Outpatient Physical Therapy

On your first outpatient visit, your physical or occupational therapist will want to gather some more information about the history of your condition. You may be given a questionnaire that helps you tell about the day-to-day problems you are having now that you've had surgery. The information you give will help measure the success of your treatment. You may also be asked to rate your pain on a scale of one to ten. This will help your therapist gauge how much pain you have now and how your pain changes once you've had treatment. Your therapist will probably ask some more questions about your condition to begin zeroing in on the location of your pain and to know what will be needed to help relieve it:

  • How is your pain since having surgery?
  • Where do you feel the pain now?
  • What makes the pain better or worse?
  • How do your symptoms affect your daily activities?
  • Do you have pain in your arm or neck?
  • Do you have swelling?
  • Do you have any numbness or tingling?
Physical Therapy Evaluation Once all this information has been gathered, your shoulder will be evaluated.
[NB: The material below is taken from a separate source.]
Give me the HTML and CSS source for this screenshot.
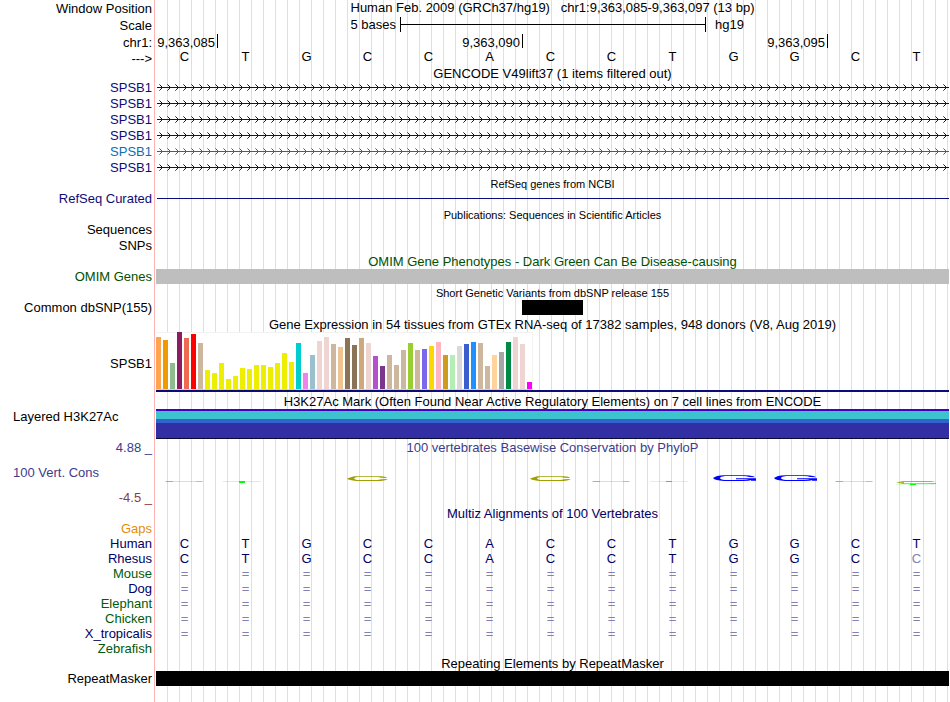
FILE: index.html
```html
<!DOCTYPE html>
<html lang="en">
<head>
    <meta charset="UTF-8">
    <meta name="viewport" content="width=device-width, initial-scale=1.0">
    <title>Human chr1:9,363,085-9,363,097 Genome Browser</title>
    <link rel="stylesheet" href="styles.css">
</head>
<body>
    <main class="browser">
        <!-- ruler -->
        <div class="row ruler">
            <div class="label">Window Position</div>
            <div class="position">Human Feb. 2009 (GRCh37/hg19) &nbsp; chr1:9,363,085-9,363,097 (13 bp)</div>
        </div>
        <div class="row ruler">
            <div class="label">Scale</div>
            <div class="scale">
                <span class="scale-size">5 bases</span>
                <span class="scale-bar"></span>
                <span class="scale-db">hg19</span>
            </div>
        </div>
        <div class="row ruler">
            <div class="label">chr1:</div>
            <div class="ticks">
                <span class="tick">9,363,085</span>
                <span class="tick">9,363,090</span>
                <span class="tick">9,363,095</span>
            </div>
        </div>
        <div class="row bases">
            <div class="label">---&gt;</div>
            <div class="seq" data-seq="CTGCCACCTGGCT"></div>
        </div>

        <!-- genes -->
        <div class="title tight">GENCODE V49lift37 (1 items filtered out)</div>
        <div class="genes" id="genes"></div>

        <div class="title small">RefSeq genes from NCBI</div>
        <div class="row navy">
            <div class="label">RefSeq Curated</div>
            <div class="line"></div>
        </div>

        <div class="title small">Publications: Sequences in Scientific Articles</div>
        <div class="row dense"><div class="label">Sequences</div></div>
        <div class="row dense"><div class="label">SNPs</div></div>

        <div class="title short green">OMIM Gene Phenotypes - Dark Green Can Be Disease-causing</div>
        <div class="row green">
            <div class="label">OMIM Genes</div>
            <div class="block gray"></div>
        </div>

        <div class="title small">Short Genetic Variants from dbSNP release 155</div>
        <div class="row">
            <div class="label">Common dbSNP(155)</div>
            <div class="snps"><div class="block snp"></div></div>
        </div>

        <!-- expression -->
        <div class="title tall">Gene Expression in 54 tissues from GTEx RNA-seq of 17382 samples, 948 donors (V8, Aug 2019)</div>
        <div class="row expression">
            <div class="label">SPSB1</div>
            <div class="gtex"><div class="bars" id="bars"></div></div>
        </div>

        <!-- regulation -->
        <div class="title tall">H3K27Ac Mark (Often Found Near Active Regulatory Elements) on 7 cell lines from ENCODE</div>
        <div class="row histone">
            <div class="label left">Layered H3K27Ac</div>
            <div class="layers"></div>
        </div>

        <!-- conservation -->
        <div class="row phylo-head">
            <div class="label phylo">4.88 _</div>
            <div class="title phylo">100 vertebrates Basewise Conservation by PhyloP</div>
        </div>
        <div class="row conservation">
            <div class="phylo-labels">
                <div class="label left phylo">100 Vert. Cons</div>
                <div class="label low">-4.5 _</div>
            </div>
            <svg class="wiggle" height="51" aria-hidden="true">
                <defs>
                    <g id="flat-c">
                        <rect x="0" y="0" width="38" height="1" fill="#a0a000" opacity=".3"/>
                        <rect x="1" y="0" width="7" height="1" fill="#a0a000" opacity=".6"/>
                        <rect x="31" y="0" width="6" height="1" fill="#a0a000" opacity=".4"/>
                    </g>
                    <g id="ring" fill="#a0a000">
                        <path d="M0 2.5L7 .3H34Q39 .5 40 2L34 1.7Q32 1.1 30 1.1H10Q7 1.8 7 2.5Q7 3.3 10 4H30Q32 4 34 3.2L41 3Q39 4.6 34 4.9H9Q2 4.5 0 2.5Z"/>
                    </g>
                    <g id="hook" fill="#0000ff">
                        <path d="M0 3Q3 .4 11 .2H32Q41 .6 42 2.2L36 2Q34 1.1 30 1H12Q7 1.7 7 3Q7 4.4 12 5H30Q34 4.9 36 4.2H23V3.2H43V5.8H38V5Q36 5.9 30 5.9H11Q2 5.6 0 3Z"/>
                    </g>
                </defs>
                <use href="#flat-c" x="9" y="26"/>
                <rect x="67" y="26" width="38" height="1" fill="#00ff00" opacity=".25"/>
                <rect x="83" y="26" width="6" height="2" fill="#00ff00"/>
                <use href="#ring" x="191" y="21"/>
                <use href="#ring" x="374" y="21"/>
                <use href="#flat-c" x="436" y="26"/>
                <rect x="494" y="26" width="38" height="1" fill="#00ff00" opacity=".2"/>
                <rect x="510" y="26" width="6" height="1" fill="#00ff00"/>
                <use href="#hook" x="557" y="20"/>
                <use href="#hook" x="618" y="20"/>
                <use href="#flat-c" x="679" y="26"/>
                <path d="M740 27.5L747 26H775L780 27L770 26.9H748V28.2H770L780 28V29H747Z" fill="#a0a000" opacity=".8"/>
                <rect x="740" y="29" width="38" height="1" fill="#00ff00" opacity=".15"/>
                <rect x="754" y="29" width="6" height="1" fill="#00ff00"/>
            </svg>
        </div>

        <!-- alignments -->
        <div class="title short deep">Multiz Alignments of 100 Vertebrates</div>
        <div class="row orange"><div class="label">Gaps</div></div>
        <div class="row deep"><div class="label">Human</div><div class="seq" data-seq="CTGCCACCTGGCT"></div></div>
        <div class="row deep"><div class="label">Rhesus</div><div class="seq" data-seq="CTGCCACCTGGCc"></div></div>
        <div class="row forest"><div class="label">Mouse</div><div class="seq" data-seq="============="></div></div>
        <div class="row deep"><div class="label">Dog</div><div class="seq" data-seq="============="></div></div>
        <div class="row forest"><div class="label">Elephant</div><div class="seq" data-seq="============="></div></div>
        <div class="row forest"><div class="label">Chicken</div><div class="seq" data-seq="============="></div></div>
        <div class="row deep"><div class="label">X_tropicalis</div><div class="seq" data-seq="============="></div></div>
        <div class="row forest"><div class="label">Zebrafish</div></div>

        <div class="title short">Repeating Elements by RepeatMasker</div>
        <div class="row">
            <div class="label">RepeatMasker</div>
            <div class="block"></div>
        </div>
    </main>

    <script>
        // one letter per base; lower case and "=" are drawn faded
        document.querySelectorAll('.seq').forEach(function(row) {
            for (const base of row.dataset.seq) {
                const cell = document.createElement('span');
                cell.textContent = base.toUpperCase();
                if (base === '=' || base !== base.toUpperCase()) {
                    cell.className = 'faded';
                }
                row.appendChild(cell);
            }
        });

        // transcripts, all intron with strand arrows
        const genes = ['navy', 'navy', 'navy', 'navy', 'blue', 'navy'];
        document.getElementById('genes').innerHTML = genes.map(function(color, i) {
            return `
                <div class="row dense ${color}">
                    <div class="label">SPSB1</div>
                    <svg class="intron" height="16" aria-hidden="true">
                        <pattern id="arrow${i}" width="8" height="16" patternUnits="userSpaceOnUse">
                            <path d="M5 7h1v1h-1zM5 9h1v1h-1zM4 6h1v1h-1zM4 10h1v1h-1z" fill="currentColor"/>
                            <path d="M3 5h1v1h-1zM3 11h1v1h-1z" fill="currentColor" opacity=".6"/>
                        </pattern>
                        <rect x="1" width="100%" height="16" fill="url(#arrow${i})"/>
                        <rect x="1" y="8" width="100%" height="1" fill="currentColor"/>
                    </svg>
                </div>`;
        }).join('');

        // GTEx median expression: [height, color]
        const tissues = [
            [52, '#ffa54f'], [49, '#ee9a00'], [26, '#8fbc8f'], [57, '#8b1c62'], [51, '#ee6a50'], [55, '#ff0000'],
            [46, '#cdb79e'], [19, '#eeee00'], [16, '#eeee00'], [26, '#eeee00'], [10, '#eeee00'], [13, '#eeee00'],
            [21, '#eeee00'], [20, '#eeee00'], [24, '#eeee00'], [24, '#eeee00'], [22, '#eeee00'], [26, '#eeee00'],
            [36, '#eeee00'], [27, '#eeee00'], [46, '#00cdcd'], [16, '#ee82ee'], [34, '#9ac0cd'], [48, '#eed5d2'],
            [52, '#eed5d2'], [45, '#cdb79e'], [42, '#eec591'], [51, '#8b7355'], [44, '#8b7355'], [51, '#cdaa7d'],
            [46, '#eed5d2'], [33, '#b452cd'], [23, '#7a378b'], [34, '#cdb79e'], [24, '#cdb79e'], [39, '#cdb79e'],
            [46, '#9acd32'], [39, '#cdb79e'], [40, '#7a67ee'], [43, '#ffd700'], [47, '#ffb6c1'], [34, '#cd9b1d'],
            [34, '#b4eeb4'], [43, '#d9d9d9'], [45, '#3a5fcd'], [47, '#1e90ff'], [46, '#cdb79e'], [23, '#cdb79e'],
            [34, '#ffd39b'], [37, '#a6a6a6'], [47, '#008b45'], [52, '#eed5d2'], [45, '#eed5d2'], [7, '#ff00ff']
        ];
        document.getElementById('bars').innerHTML = tissues.map(function(t) {
            return `<span class="bar" style="height: ${t[0]}px; background: ${t[1]}"></span>`;
        }).join('');
    </script>
</body>
</html>
```
FILE: styles.css
```css
body {
    margin: 0;
    background: white;
    color: black;
    font-family: "Liberation Sans", Arial, Helvetica, sans-serif;
    font-size: 13px;
    line-height: 15px;
}
.browser {
    box-sizing: border-box;
    min-height: 100vh;
    margin-right: 1px;
    background:
        linear-gradient(#ffb4b4, #ffb4b4) 154px 0 / 1px 100% no-repeat,
        repeating-linear-gradient(to right, transparent 0 11px, #dcdcf5 11px 12px) 156px 0 no-repeat;
    overflow: hidden;
}
.row {
    display: grid;
    grid-template-columns: 156px minmax(0, 1fr);
    min-height: 15px;
}
.label {
    padding-right: 4px;
    text-align: right;
    white-space: nowrap;
}
.label.left { padding-left: 13px; text-align: left; }

.title {
    margin-left: 156px;
    padding-top: 1px;
    text-align: center;
    white-space: nowrap;
}
.title.small { font-size: 11px; padding-top: 2px; line-height: 14px; }
.title.short { line-height: 14px; }
.title.tall { padding-top: 2px; }
.title.tight { height: 13px; padding-top: 0; }

/* colors */
.navy { color: #0c0c78; }
.blue { color: #0c70b0; }
.green { color: #005000; }
.forest { color: #005a0a; }
.deep { color: #000064; }
.orange { color: #e68c0a; }
.phylo { color: #3c3c8c; }
.low { color: #8c3c3c; }

/* ruler */
.ruler { line-height: 17px; }
.position { text-align: center; white-space: nowrap; line-height: 16px; }
.scale { display: grid; grid-template-columns: 4fr 5fr 4fr; line-height: 16px; }
.scale-size { padding-right: 4px; text-align: right; }
.scale-bar {
    height: 15px;
    margin-right: -1px;
    border: solid black;
    border-width: 0 1px;
    background: linear-gradient(black, black) 0 7px / 100% 1px no-repeat;
}
.scale-db { padding-left: 10px; }
.ticks { display: grid; grid-template-columns: 1fr 5fr 5fr 2fr; }
.tick {
    height: 14px;
    margin-right: -1px;
    padding-right: 2px;
    border-right: 1px solid black;
    text-align: right;
}
.bases .seq { line-height: 12px; }

.seq {
    display: grid;
    grid-template-columns: repeat(13, 1fr);
    margin: 0 2px 0 -2px;
    text-align: center;
}
.faded { color: #8080b4; }

/* tracks */
.dense { min-height: 16px; line-height: 16px; }
.genes .label { height: 16px; line-height: 18px; }
.intron { display: block; width: 100%; }
.line { margin-left: 1px; background: linear-gradient(#0c0c78, #0c0c78) 0 7px / 100% 1px no-repeat; }
.block { height: 15px; background: black; }
.block.gray { background: #bebebe; }
.snps { display: grid; grid-template-columns: repeat(13, 1fr); }
.snp { grid-column: 7; }

.expression .label { height: 60px; line-height: 64px; }
.gtex { border-bottom: 2px solid #0c0c78; padding-bottom: 1px; }
.bars {
    display: flex;
    align-items: flex-end;
    gap: 2px;
    box-sizing: border-box;
    width: max-content;
    height: 57px;
    padding-right: 1px;
    background: white;
    box-shadow: inset 0 1px #f2f2f2, inset -1px 0 #f2f2f2, 0 1px #d2d2d2;
}
.bar { width: 5px; }

.layers {
    height: 30px;
    background: linear-gradient(#4100c8 2px, #3cc3cd 2px 10px, #3264cd 10px 14px, #322fa5 14px 29px, #0a0a32 29px);
}

.phylo-head { line-height: 16px; }
.phylo-head .title { margin-left: 0; padding-top: 1px; line-height: 15px; }
.phylo-head .label { line-height: 18px; height: 16px; }
.phylo-labels { display: flex; flex-direction: column; gap: 10px; padding-top: 10px; }
.wiggle { display: block; width: 100%; }
```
Posture: Your therapist will begin by checking your overall posture, including your neck and upper back alignment as well as the position of your collarbone and shoulder blade. If there are any problems in alignment, they will be addressed as part of your total rehabilitation program.

Observation: Your incision will be examined to see if it is clean and that healing of the surgical area is underway. Your therapist will also look to see if there is any swelling, bruising, or muscle wasting in or around the shoulder joint.

Range of motion (ROM): Next, your therapist will check the ROM in your shoulder. In these early stages, the movements will be passive, in which only the therapist moves the arm. In general, the movements that will be measured include arm raising (flexion), and the inward and outward movements (internal/external rotation). Your therapist may also want to get an idea of how other joints around the shoulder are moving. Joints that may be examined include the shoulder blade, collarbone, neck and elbow. Your ROM is written down to compare how much improvement you are making with the treatments.

Strength: Your therapist will probably not test the strength of your shoulder muscles in the early weeks of therapy. These tests are generally avoided early on to avoid placing stress on the healing tissues. Once healing is well underway, however, your strength will be measured in the shoulder and surrounding muscles. Weakness in key muscles of the chest, upper back, and arm will be addressed with a progressive strengthening program. Trained muscles will help control your new shoulder joint, which eases pain and keeps the joint healthy for as long as possible.

Manual examination: You may be given a manual examination of the muscles and joints of the shoulder. Your therapist will carefully move your shoulder in different positions to make sure that each joint around the shoulder is moving smoothly. Your therapist will also look at the flexibility of the muscles and tendons around your shoulder.

Palpation: The evaluation usually ends with palpation. Palpation is when your therapist feels the soft tissues around the joint. This is done to check the skin for changes in temperature, areas of soreness, and whether you have swelling. Palpation is also done to find whether there are tender points or spasm in the muscles around the shoulder.

Treatment plan: Once the examination is done, your therapist will put together a treatment plan. The treatment plan lists the types of treatments that will be used for your condition. It gives an indication of how many visits you will need and how long you may need therapy. It also includes the goals that you and your therapist think will be the most helpful for getting your activities done safely and with the least amount of soreness. Finally, it will include a prognosis, which is how your therapist feels the treatment will help you improve.